Reporter's Note: President Barack Obama has asked Americans for advice. I feel this was a personal message to me, so every day I am writing a letter to him.
Tom Foreman | Bio
Dear Mr. President,
I was sad to see the news of Walter Cronkite’s passing. I never met him, which is a little strange since I certainly know plenty of his contemporaries. I was standing a few feet from him at a party once, but he was busy talking to another guy.

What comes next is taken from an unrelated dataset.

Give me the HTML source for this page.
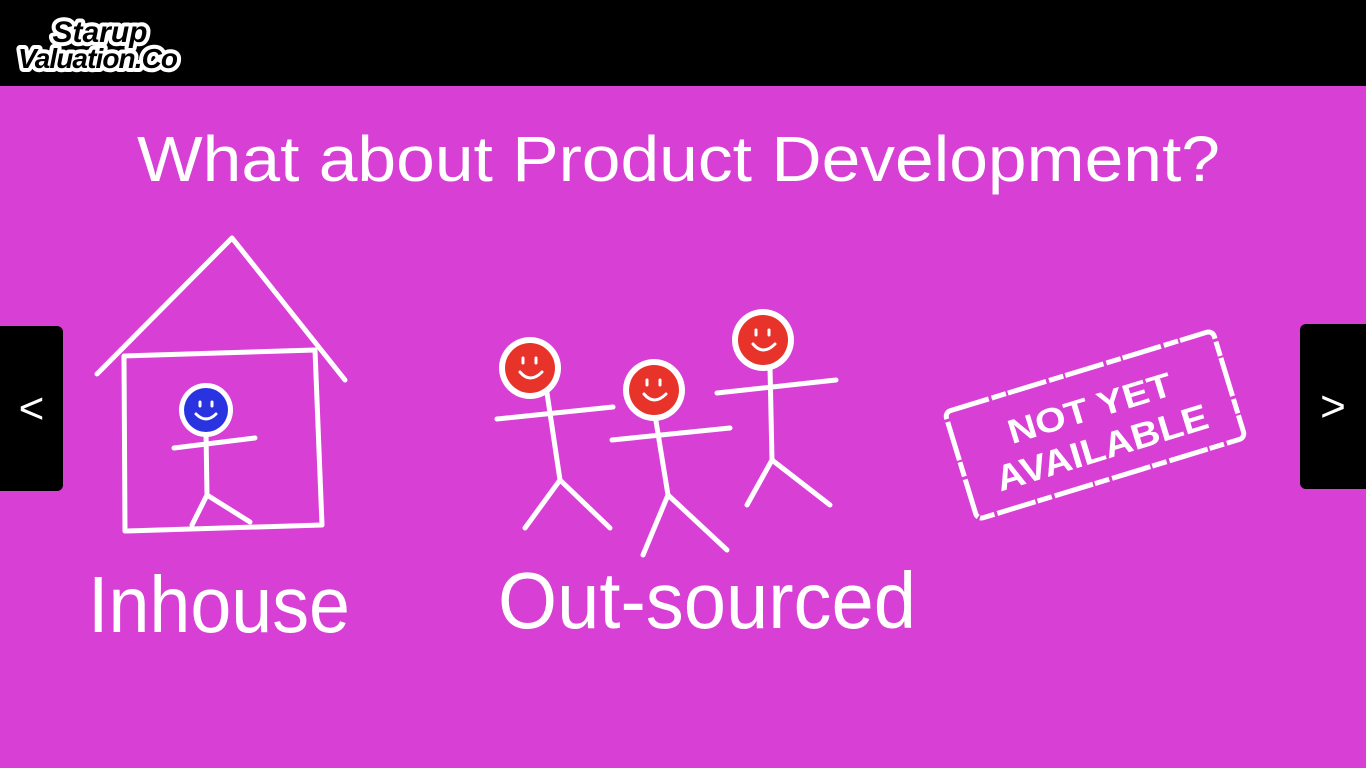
<!DOCTYPE html>
<html><head><style>
body{margin:0;width:1366px;height:768px;overflow:hidden;background:#d83fd4;font-family:"Liberation Sans",sans-serif;position:relative}
.top{position:absolute;left:0;top:0;width:1366px;height:86px;background:#000}
.nav{position:absolute;background:#000;color:#fff;font-size:44px;display:flex;align-items:center;justify-content:center;font-weight:100}
</style></head><body>
<div class="top"></div>
<svg width="1366" height="768" style="position:absolute;left:0;top:0">
<g font-family="Liberation Sans, sans-serif">
<text x="100" y="42" font-size="30" font-style="italic" font-weight="bold" fill="#fff" stroke="#fff" stroke-width="8" stroke-linejoin="round" text-anchor="middle">Starup</text>
<text x="100" y="42" font-size="30" font-style="italic" font-weight="bold" fill="#000" text-anchor="middle">Starup</text>
<text x="98" y="68" font-size="28" font-style="italic" font-weight="bold" fill="#fff" stroke="#fff" stroke-width="8" stroke-linejoin="round" text-anchor="middle" textLength="160">Valuation.Co</text>
<text x="98" y="68" font-size="28" font-style="italic" font-weight="bold" fill="#000" text-anchor="middle" textLength="160">Valuation.Co</text>
<text x="137" y="181" font-size="64" fill="#fff" textLength="1083" lengthAdjust="spacingAndGlyphs">What about Product Development?</text>
<text x="88" y="632" font-size="80" fill="#fff" textLength="262" lengthAdjust="spacingAndGlyphs">Inhouse</text>
<text x="498" y="628" font-size="80" fill="#fff" textLength="418" lengthAdjust="spacingAndGlyphs">Out-sourced</text>
</g>
<g stroke="#fff" stroke-width="5" fill="none" stroke-linecap="round" stroke-linejoin="round">
<path d="M97 374 L232 238 L345 380"/>
<path d="M124 356 L315 350 L322 525 L125 531 Z"/>
<path d="M206 433 L207 495 M174 448 L255 438 M207 495 L192 525 M207 495 L250 522"/>
<path d="M547 393 L560 480 M497 419 L613 407 M560 480 L525 528 M560 480 L610 528"/>
<path d="M655 415 L668 495 M612 440 L730 428 M668 495 L643 555 M668 495 L727 550"/>
<path d="M770 367 L772 460 M717 393 L836 380 M772 460 L747 505 M772 460 L830 505"/>
</g>
<circle cx="206" cy="410" r="27" fill="#fff"/><circle cx="206" cy="410" r="22" fill="#2a33e0"/>
<g fill="#fff"><circle cx="530" cy="368" r="31"/><circle cx="654" cy="390" r="31"/><circle cx="763" cy="340" r="31"/></g>
<g fill="#e8332b"><circle cx="530" cy="368" r="25"/><circle cx="654" cy="390" r="25"/><circle cx="763" cy="340" r="25"/></g>
<g stroke="#fff" stroke-width="3" fill="none" stroke-linecap="round">
<path d="M196 414 Q206 424 216 414 M200 402 v4 M212 402 v4"/>
<path d="M520 372 Q530 384 542 372 M523 358 v5 M536 358 v5"/>
<path d="M644 394 Q654 406 666 394 M647 380 v5 M660 380 v5"/>
<path d="M753 344 Q763 356 775 344 M756 330 v5 M769 330 v5"/>
</g>
<g transform="translate(1095,425) rotate(-17)">
<rect x="-140" y="-56" width="280" height="112" rx="6" fill="none" stroke="#fff" stroke-width="5" stroke-dasharray="40 3 15 2"/>
<text x="0" y="-6" font-size="34" font-weight="bold" fill="#fff" text-anchor="middle" font-family="Liberation Sans, sans-serif" textLength="170" lengthAdjust="spacingAndGlyphs">NOT YET</text>
<text x="0" y="36" font-size="36" font-weight="bold" fill="#fff" text-anchor="middle" font-family="Liberation Sans, sans-serif" textLength="220" lengthAdjust="spacingAndGlyphs">AVAILABLE</text>
</g>
</svg>
<div class="nav" style="left:0;top:326px;width:63px;height:165px;border-radius:0 6px 6px 0">&lt;</div>
<div class="nav" style="left:1300px;top:324px;width:66px;height:165px;border-radius:6px 0 0 6px">&gt;</div>
</body></html>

When I was a kid in South Dakota I would listen to him talk about the Vietnam War every night. I remember hearing him recite the death toll and it was pretty frightening for a kid with glasses who trudged off to the Badger Clark Elementary School every morning. My mother once spent several days cutting handkerchief’s out of old bed sheets, dying them olive green, then ironing and packing them to send to my Uncle Butch’s platoon in Vietnam. It made me even more interested and afraid of what Uncle Walter had to say.

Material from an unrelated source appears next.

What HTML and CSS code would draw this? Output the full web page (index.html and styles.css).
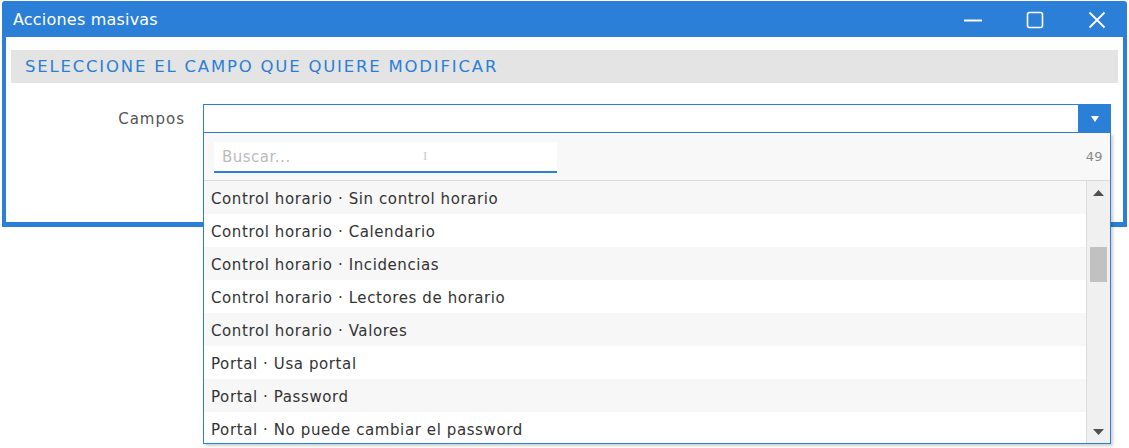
FILE: index.html
```html
<!DOCTYPE html>
<html lang="es">
<head>
<meta charset="utf-8">
<title>Acciones masivas</title>
<link rel="stylesheet" href="styles.css">
</head>
<body>
<div class="window">
  <div class="titlebar">
    <span class="title">Acciones masivas</span>
    <div class="controls">
      <svg class="ctl" width="20" height="20" viewBox="0 0 20 20"><path d="M1 10.5h18" stroke="#fff" stroke-width="2"/></svg>
      <svg class="ctl" width="20" height="20" viewBox="0 0 20 20"><rect x="2.5" y="2.5" width="15" height="15" rx="2" fill="none" stroke="#fff" stroke-width="1.6"/></svg>
      <svg class="ctl" width="20" height="20" viewBox="0 0 20 20"><path d="M2.5 2.5l15 15M17.5 2.5l-15 15" stroke="#fff" stroke-width="1.8"/></svg>
    </div>
  </div>
  <div class="body">
    <div class="section">SELECCIONE EL CAMPO QUE QUIERE MODIFICAR</div>
    <div class="field">
      <label class="label">Campos</label>
      <div class="select">
        <div class="select-box">
          <div class="select-value"></div>
          <div class="select-btn"><svg width="10" height="8" viewBox="0 0 10 8"><path d="M1 1h8L5 7z" fill="#fff"/></svg></div>
        </div>
        <div class="dropdown">
          <div class="search-row">
            <div class="search"><span class="placeholder">Buscar...</span><span class="cursor">I</span></div>
            <span class="count">49</span>
          </div>
          <div class="list-wrap">
            <ul class="list">
              <li class="alt">Control horario · Sin control horario</li>
              <li>Control horario · Calendario</li>
              <li class="alt">Control horario · Incidencias</li>
              <li>Control horario · Lectores de horario</li>
              <li class="alt">Control horario · Valores</li>
              <li>Portal · Usa portal</li>
              <li class="alt">Portal · Password</li>
              <li>Portal · No puede cambiar el password</li>
            </ul>
            <div class="scrollbar">
              <svg class="arrow" width="11" height="6" viewBox="0 0 11 6"><path d="M0 6h11L5.5 0z" fill="#505050"/></svg>
              <div class="track"><div class="thumb"></div></div>
              <svg class="arrow" width="11" height="6" viewBox="0 0 11 6"><path d="M0 0h11L5.5 6z" fill="#505050"/></svg>
            </div>
          </div>
        </div>
      </div>
    </div>
  </div>
</div>
</body>
</html>
```
FILE: styles.css
```css
* { box-sizing: border-box; }
html, body { margin: 0; padding: 0; background: #fff; }
body {
  font-family: "DejaVu Sans", sans-serif;
  padding: 1px 2px 0 2px;
  height: 448px;
  overflow: hidden;
}
.window {
  width: 1125px;
  border-radius: 3px 3px 0 0;
  background: #2b7fd6;
  padding: 0 4px 5px 4px;
}
.titlebar {
  height: 36px;
  display: flex;
  align-items: center;
  justify-content: space-between;
  padding: 0 0 0 7px;
  margin: 0 -4px;
  padding-left: 11px;
  color: #fff;
}
.title { font-size: 16px; letter-spacing: 0.2px; padding-top: 1px; }
.controls { display: flex; gap: 42px; padding-right: 20px; padding-top: 2px; }
.ctl { display: block; }
.body {
  background: #fff;
  padding: 13px 5px 89px 5px;
}
.section {
  height: 33px;
  background: #e4e4e4;
  color: #2b7fd6;
  font-size: 16.5px;
  font-weight: 500;
  letter-spacing: 1.8px;
  display: flex;
  align-items: center;
  padding-left: 14px;
}
.field {
  display: flex;
  align-items: center;
  margin-top: 21px;
  height: 29px;
}
.label {
  width: 174px;
  text-align: right;
  color: #555;
  font-size: 15px;
  letter-spacing: 1px;
  margin-right: 18px;
}
.select { position: relative; width: 908px; }
.select-box {
  height: 29px;
  display: flex;
  border: 1px solid #2b7fd6;
  background: #fff;
}
.select-value { flex: 1; }
.select-btn {
  width: 33px;
  margin: -1px -1px -1px 0;
  background: #2b7fd6;
  display: flex;
  align-items: center;
  justify-content: center;
}
.dropdown {
  position: absolute;
  top: 100%;
  left: 0;
  width: 908px;
  height: 311px;
  background: #f8f8f8;
  border: 1px solid #2b7fd6;
  border-top: none;
  box-shadow: 2px 2px 3px rgba(0,0,0,0.2);
  display: flex;
  flex-direction: column;
}
.search-row {
  height: 48px;
  display: flex;
  align-items: center;
  justify-content: space-between;
  padding: 0 7px 0 10px;
  border-bottom: 1px solid #dadada;
}
.search {
  width: 343px;
  height: 31px;
  background: #fff;
  border-bottom: 2px solid #2b7fd6;
  display: flex;
  align-items: center;
  padding-left: 8px;
  position: relative;
  margin-top: 2px;
}
.placeholder { color: #bbb; font-size: 15px; letter-spacing: 0.5px; }
.cursor {
  position: absolute;
  left: 209px;
  top: 6px;
  color: #ccc;
  font-size: 13px;
  font-family: "Liberation Serif", serif;
}
.count { color: #888; font-size: 13px; letter-spacing: 0.4px; }
.list-wrap { flex: 1; display: flex; overflow: hidden; }
.list {
  list-style: none;
  margin: 0;
  padding: 0;
  flex: 1;
  overflow: hidden;
  border-right: 1px solid #dcdcdc;
}
.list li {
  height: 33px;
  display: flex;
  align-items: center;
  padding: 2px 0 0 7px;
  font-size: 15px;
  letter-spacing: 0.6px;
  color: #333;
  background: #fff;
}
.list li.alt { background: #f7f7f7; }
.scrollbar {
  width: 23px;
  background: #f0f0f0;
  display: flex;
  flex-direction: column;
  align-items: center;
  padding: 9px 0 8px;
}
.arrow { display: block; flex: none; }
.track { flex: 1; width: 100%; padding: 51px 3px 0 3px; }
.thumb { height: 35px; background: #c1c1c1; }
```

Still, Cronkite’s matter-of-fact delivery was reassuring. It said, “Hey, the world can be a rough place. But you can count on me to shoot straight with you, and that’s something.” People often talk about the poll that found him to be the most trusted person in America. Can you imagine? A journalist. My profession has taken quite a tumble since those days, but then I suppose yours has too.